There is, however, a more serious question. It is further-averred in the complaint, that the notice and assessment, filed and recorded in the recorder’s office in Tipton county, is the-only notice or assessment that in any way mentions, describes,, or refers to the township, or to the highways, or either of them; that neither the petition by Endicutt, nor the notices,, nor affidavits made in proof of notice, nor any of the copies of the notices filed with the affidavits, nor the order of the court referring the matter to the commissioners of drainage, nor any of the records, entries, minutes, or orders made in the-*413cause by the court, contain any mention, or describe in any manner whatever, any of the highways, nor contain any mention or reference to the township of Cicero, nor in any manner show that any notice whatever was. given to any one through whom the township might have notice that the highways would be, or were likely to be, in any way affected by the proposed ditch, and that neither the township nor any of its officers had any notice of the proceedings until the notice and assessment were recorded in Tipton county.

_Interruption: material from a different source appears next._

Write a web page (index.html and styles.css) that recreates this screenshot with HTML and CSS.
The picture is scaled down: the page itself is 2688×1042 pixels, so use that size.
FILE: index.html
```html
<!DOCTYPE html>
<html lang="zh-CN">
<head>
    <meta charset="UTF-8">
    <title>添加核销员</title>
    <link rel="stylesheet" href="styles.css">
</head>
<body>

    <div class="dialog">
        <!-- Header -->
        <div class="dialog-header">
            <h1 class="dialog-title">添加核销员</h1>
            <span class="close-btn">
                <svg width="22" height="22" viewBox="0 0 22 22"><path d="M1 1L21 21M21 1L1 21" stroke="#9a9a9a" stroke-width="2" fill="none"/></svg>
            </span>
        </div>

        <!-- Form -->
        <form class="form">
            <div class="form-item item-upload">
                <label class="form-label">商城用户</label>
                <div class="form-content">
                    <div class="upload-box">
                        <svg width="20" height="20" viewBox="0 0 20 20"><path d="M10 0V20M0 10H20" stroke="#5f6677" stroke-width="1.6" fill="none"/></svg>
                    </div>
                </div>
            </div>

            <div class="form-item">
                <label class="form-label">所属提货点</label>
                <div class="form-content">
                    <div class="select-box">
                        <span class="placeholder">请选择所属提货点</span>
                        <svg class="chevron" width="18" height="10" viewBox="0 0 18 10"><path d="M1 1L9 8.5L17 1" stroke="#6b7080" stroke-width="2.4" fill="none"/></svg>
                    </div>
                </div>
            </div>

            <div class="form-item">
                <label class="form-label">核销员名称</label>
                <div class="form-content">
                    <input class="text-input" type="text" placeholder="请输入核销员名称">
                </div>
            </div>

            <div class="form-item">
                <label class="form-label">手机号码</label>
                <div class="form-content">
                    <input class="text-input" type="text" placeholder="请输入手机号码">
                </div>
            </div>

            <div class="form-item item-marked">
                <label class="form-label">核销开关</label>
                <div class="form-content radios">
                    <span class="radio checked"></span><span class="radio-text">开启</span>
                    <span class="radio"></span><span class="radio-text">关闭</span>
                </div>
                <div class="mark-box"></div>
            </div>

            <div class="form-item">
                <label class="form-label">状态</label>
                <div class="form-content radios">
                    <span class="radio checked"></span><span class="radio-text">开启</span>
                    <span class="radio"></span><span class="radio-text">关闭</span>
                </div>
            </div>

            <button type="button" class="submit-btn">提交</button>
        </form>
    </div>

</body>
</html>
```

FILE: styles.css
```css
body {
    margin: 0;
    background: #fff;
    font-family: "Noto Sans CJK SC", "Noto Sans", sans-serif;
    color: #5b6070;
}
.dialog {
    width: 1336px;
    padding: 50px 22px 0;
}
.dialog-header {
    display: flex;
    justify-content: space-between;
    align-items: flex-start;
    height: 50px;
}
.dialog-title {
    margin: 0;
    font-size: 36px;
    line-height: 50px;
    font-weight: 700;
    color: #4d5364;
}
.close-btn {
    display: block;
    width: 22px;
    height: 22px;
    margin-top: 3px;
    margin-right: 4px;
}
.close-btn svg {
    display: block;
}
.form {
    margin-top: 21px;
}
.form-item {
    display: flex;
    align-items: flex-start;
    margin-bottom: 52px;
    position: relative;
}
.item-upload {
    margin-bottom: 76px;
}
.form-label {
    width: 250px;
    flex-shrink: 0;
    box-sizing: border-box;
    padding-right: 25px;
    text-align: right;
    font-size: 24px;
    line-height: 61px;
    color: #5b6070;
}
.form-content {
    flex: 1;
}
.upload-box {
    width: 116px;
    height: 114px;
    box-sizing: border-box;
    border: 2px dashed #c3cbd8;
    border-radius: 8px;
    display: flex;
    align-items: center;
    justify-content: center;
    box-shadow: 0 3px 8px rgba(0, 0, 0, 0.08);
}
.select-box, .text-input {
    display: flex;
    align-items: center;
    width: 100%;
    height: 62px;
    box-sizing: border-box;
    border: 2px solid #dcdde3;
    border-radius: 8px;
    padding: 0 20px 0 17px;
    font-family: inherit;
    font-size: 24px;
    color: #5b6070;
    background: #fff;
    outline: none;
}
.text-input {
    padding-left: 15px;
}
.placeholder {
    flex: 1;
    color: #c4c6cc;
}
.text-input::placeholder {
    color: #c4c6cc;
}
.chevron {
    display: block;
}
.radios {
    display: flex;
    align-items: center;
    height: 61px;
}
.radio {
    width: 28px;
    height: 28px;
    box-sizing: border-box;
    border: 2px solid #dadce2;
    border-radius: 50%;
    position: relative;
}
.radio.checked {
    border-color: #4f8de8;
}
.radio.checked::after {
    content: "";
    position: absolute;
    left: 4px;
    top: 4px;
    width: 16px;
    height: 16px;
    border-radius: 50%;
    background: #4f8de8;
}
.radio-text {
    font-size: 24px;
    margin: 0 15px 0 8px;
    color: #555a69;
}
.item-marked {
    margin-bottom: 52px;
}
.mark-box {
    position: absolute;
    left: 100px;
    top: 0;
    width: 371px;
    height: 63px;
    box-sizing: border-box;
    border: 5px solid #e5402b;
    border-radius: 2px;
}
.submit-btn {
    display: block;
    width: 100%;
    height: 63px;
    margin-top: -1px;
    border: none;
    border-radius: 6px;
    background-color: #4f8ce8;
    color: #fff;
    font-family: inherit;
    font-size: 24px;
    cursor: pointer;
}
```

The petition, at least, is a part of the record of the proceedings, in the Hamilton Circuit Court. What is averred of it may properly be said to be averred of the record.

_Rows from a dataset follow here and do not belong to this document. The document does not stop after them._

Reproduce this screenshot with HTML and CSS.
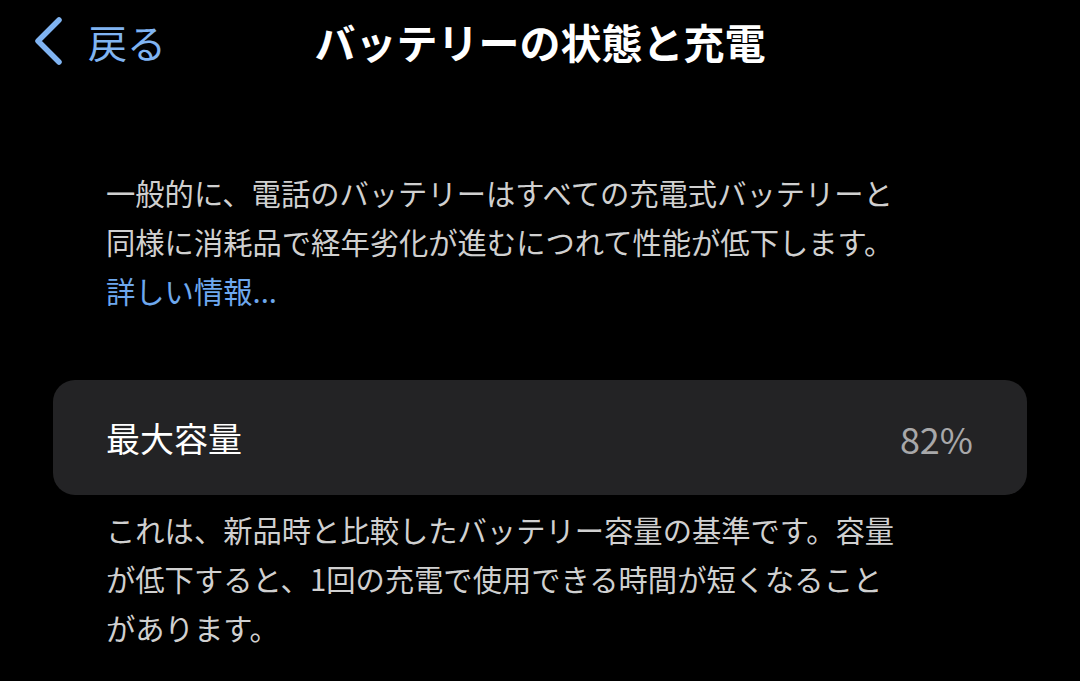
FILE: index.html
```html
<!DOCTYPE html>
<html lang="ja">
<head>
<meta charset="utf-8">
<link rel="stylesheet" href="styles.css">
</head>
<body>
<header class="nav">
  <a class="back">
    <svg class="chev" width="30" height="50" viewBox="0 0 30 50"><polyline points="25,4 4,25 25,46" fill="none" stroke="currentColor" stroke-width="5.5" stroke-linecap="round" stroke-linejoin="round"/></svg>
    <span class="back-label">戻る</span>
  </a>
  <h1 class="title">バッテリーの状態と充電</h1>
  <div></div>
</header>
<main class="content">
  <p class="intro">一般的に、電話のバッテリーはすべての充電式バッテリーと<br>同様に消耗品で経年劣化が進むにつれて性能が低下します。<br><a class="link">詳しい情報...</a></p>
  <section class="card">
    <span class="card-label">最大容量</span>
    <span class="card-value">82%</span>
  </section>
  <p class="footnote">これは、新品時と比較したバッテリー容量の基準です。容量<br>が低下すると、1回の充電で使用できる時間が短くなること<br>があります。</p>
</main>
</body>
</html>
```
FILE: styles.css
```css
html, body {
  margin: 0;
  padding: 0;
  background: #000;
  width: 1080px;
  height: 681px;
  overflow: hidden;
  font-family: "Noto Sans CJK JP", "Noto Sans", sans-serif;
}
.nav {
  display: grid;
  grid-template-columns: 1fr auto 1fr;
  align-items: center;
  height: 82px;
}
.back {
  display: flex;
  align-items: center;
  color: #80b4f2;
  padding-left: 34px;
  gap: 24px;
}
.chev { display: block; }
.back-label {
  font-size: 39px;
  line-height: 1;
}
.title {
  margin: 0;
  color: #fff;
  font-size: 41px;
  font-weight: 700;
  line-height: 1;
}
.content {
  padding: 0 53px;
}
.intro, .footnote {
  margin: 0;
  padding-left: 53px;
  color: #d0d0d0;
  font-size: 29.3px;
  line-height: 49px;
}
.intro { margin-top: 86px; }
.link { color: #6ea8ee; }
.card {
  margin-top: 65px;
  height: 115px;
  background: #232325;
  border-radius: 22px;
  display: flex;
  align-items: center;
  justify-content: space-between;
  padding: 0 54px 0 53px;
}
.card-label {
  color: #fff;
  font-size: 34px;
}
.card-value {
  color: #a8a8aa;
  font-size: 36px;
}
.footnote { margin-top: 10px; }
```
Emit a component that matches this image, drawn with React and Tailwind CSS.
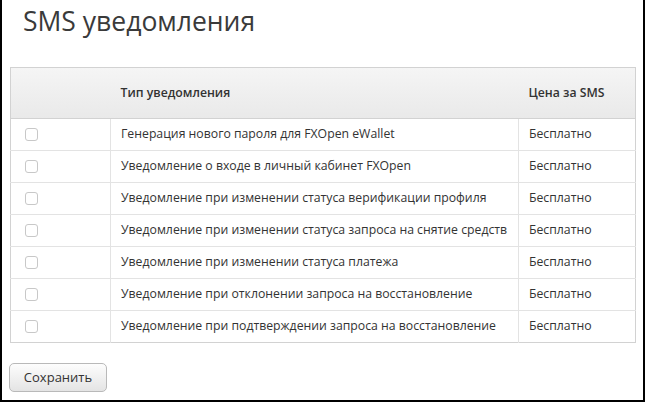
const rows = [
  'Генерация нового пароля для FXOpen eWallet',
  'Уведомление о входе в личный кабинет FXOpen',
  'Уведомление при изменении статуса верификации профиля',
  'Уведомление при изменении статуса запроса на снятие средств',
  'Уведомление при изменении статуса платежа',
  'Уведомление при отклонении запроса на восстановление',
  'Уведомление при подтверждении запроса на восстановление',
]

export default function App() {
  return (
    <div className="w-[645px] h-[402px] bg-white border-x-2 border-b-2 border-black font-['Open_Sans',sans-serif] text-[#333] overflow-hidden">
      <h1 className="pl-[21px] pt-[3px] text-[26.5px] leading-[36px] text-[#3a3a3a]">SMS уведомления</h1>

      <table className="mt-[28px] ml-[8px] w-[626px] table-fixed border-collapse border border-[#d2d2d2] text-[12.25px] whitespace-nowrap">
        <thead>
          <tr className="h-[51px] bg-gradient-to-b from-[#f5f5f5] to-[#e9e9e9]">
            <th className="w-[100px] border-b border-[#d2d2d2]"></th>
            <th className="w-[408px] border-b border-[#d2d2d2] pl-[10px] text-left font-semibold">Тип уведомления</th>
            <th className="border-b border-[#d2d2d2] pl-[10px] text-left font-semibold">Цена за SMS</th>
          </tr>
        </thead>
        <tbody>
          {rows.map((r, i) => (
            <tr key={i} className="h-[32px] border-t border-[#e3e3e3] first:border-t-0">
              <td className="border-r border-[#e3e3e3] pl-[14px]">
                <div className="w-[13px] h-[13px] rounded-[3px] border border-[#c8c8c8] bg-white" />
              </td>
              <td className="border-r border-[#e3e3e3] pl-[10px]">{r}</td>
              <td className="pl-[10px]">Бесплатно</td>
            </tr>
          ))}
        </tbody>
      </table>

      <button className="mt-[20px] ml-[7px] w-[98px] h-[29px] rounded-[5px] border border-[#b9b9b9] bg-gradient-to-b from-[#fdfdfd] to-[#e4e4e4] text-[13px] text-[#333]">
        Сохранить
      </button>
    </div>
  )
}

As shown by the record, then, there is no mention in it, either of the township, its officers or the highways, until the filing of the assessments. As to all parties named in the petition, it may be said that the assuming of jurisdiction, and referring the matter to the commissioners,- was an implied finding and decision that the notice was not only properly posted, but was in all other respects sufficient, and that that decision can not be controverted by any of the parties so named, in a collateral attack. But this, we think, can not be said of parties who are not named in the petition, and-whose land is not in any way described or referred to in the petition. The court can not well be presumed to have passed upon the sufficiency of notice to parties who do not appear to be parties to the proceedings. It is fundamental, that persons are not concluded by an adjudication to which they are in no way parties, and of which they have had no notice. Porter v. Stout, 73 Ind. 3; Campbell v. Dwiggins, 83 Ind. 473.

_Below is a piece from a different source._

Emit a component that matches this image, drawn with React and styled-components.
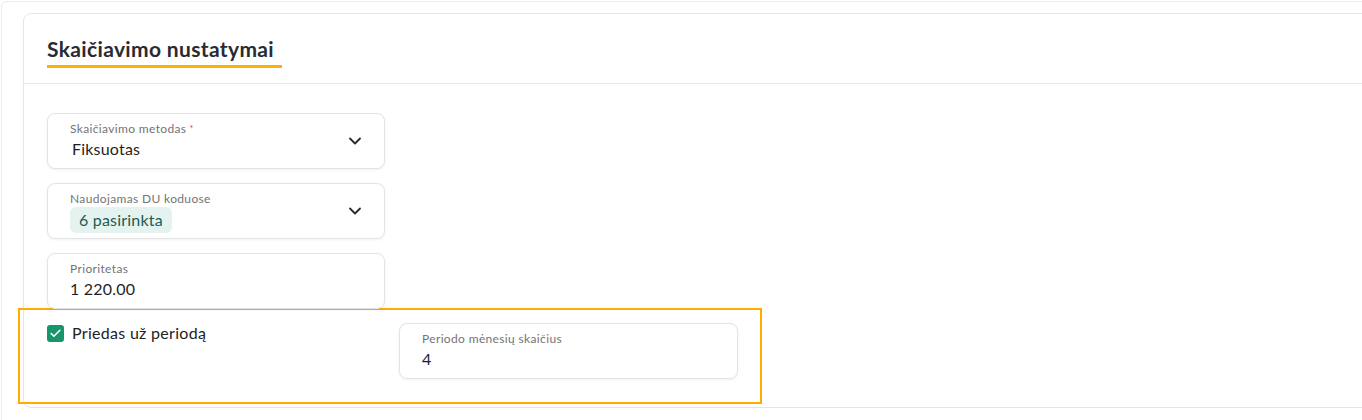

The authority to assess highways under this act is not very directly given. The first specific statement is in section 4281, R. S. 1881. Section 4274 required that the petitioner should give in his petition a description of the lands he believed would be affected, with the names of the owners, and state that the public health would be improved, or that one or more highways would be benefited by .the proposed ditch. *414Section 4275 required that the commissioners of drainage should make a personal inspection of the lands described in the petition, etc., and assess the benefits or injury to each separate tract of land to be affected, and to easements therein held by railways or other-corporations. Section 4281 required that any benefits assessed to any highway should be assessed against the proper township, and be paid by the trustee, etc.
These sections taken together, we think, authorize the assessment of townships for benefits to highways. It will be noticed that the statute required that the lands to be affected should be described in the petition, with the names of the owners, and that in their inspection and assessments the commissioners were limited to the lands so described. The form prescribed provides for a like description to be given in the notice, with the names of the owners.
We need not now decide whether or not a notice might be sufficient which names the owner of land to be affected without giving a description of his land, or gives a description of the land to be affected without giving the name of the owner, but it seems very clear that there is no authority for notice to any one who is neither named in the petition, nor his land therein described. A party will not be concluded by an adjudication to which he has in no way been a party, although an unauthorized notice may have been served upon him. To hold the contrary would be to hold that the description of one tract of land in the petition, with the name of the owner, would authorize notice to, and assessments against, any number of others.
It seems clear, too, that under this statute the notice, to be binding upon a land-owner, must either contain his name or g description of his land, if not both. If it contains neither, how is he to know that benefits will be, or are likely to be, assessed against his land? Without his name or a description of his land, the notice conveys no warning to him that proceedings are about to be had in court which may affect his rights. A notice without these is no notice at all to him, and *415an assessment upon such a notice is an assessment without notice, and hence void.
Filed Sept. 25, 1884.The action of the Legislature supports our construction of the statute. At the session of 1883, section 3, act of 1881, section 4275, R. S. 1881, was amended. Acts 1883, p. 174. In this amendment it is provided that when lands are named in the report of the commissioners of drainage as affected by the proposed ditch, which are not named in the petition, a time shall be fixed by the court for hearing the report, and the petitioner shall give notice to the owners of such lands. Although the statute is somewhat indefinite upon the subject, we think that as there must be a description of the lands, or the names of the owners, if not both, in the petition and notice, so there must be in the petition and notice some kind of description or designation of the highways, for benefits to which assessments are to be made against the township, or a naming of the township, if not both, so that the officers and agents of the township may have notice, opportunity and time to defend the township against any contemplated or possible assessment. The demurrer was an admission of the truth of the averments of the complaint, and thus an admission that the record of the proceedings in the Hamilton Circuit Court shows affirmatively, that the court did not have jurisdiction to order or confirm any assessment against Cicero township. The assessment made is, therefore, void, and the demurrer to the complaint should have been overruled. <
This conclusion is in harmony, and not in conflict, with the cases above cited. The case of Scott v. Brackett, 89 Ind. 413, cited by appellant, is authority here for a strict construction of the statute, but it is not conclusive upon any question involved here, because this is a collateral, and that was treated as a direct attack upon the proceedings.
The judgment is reversed, with costs, with directions to the court below to overrule the demurrer to the complaint.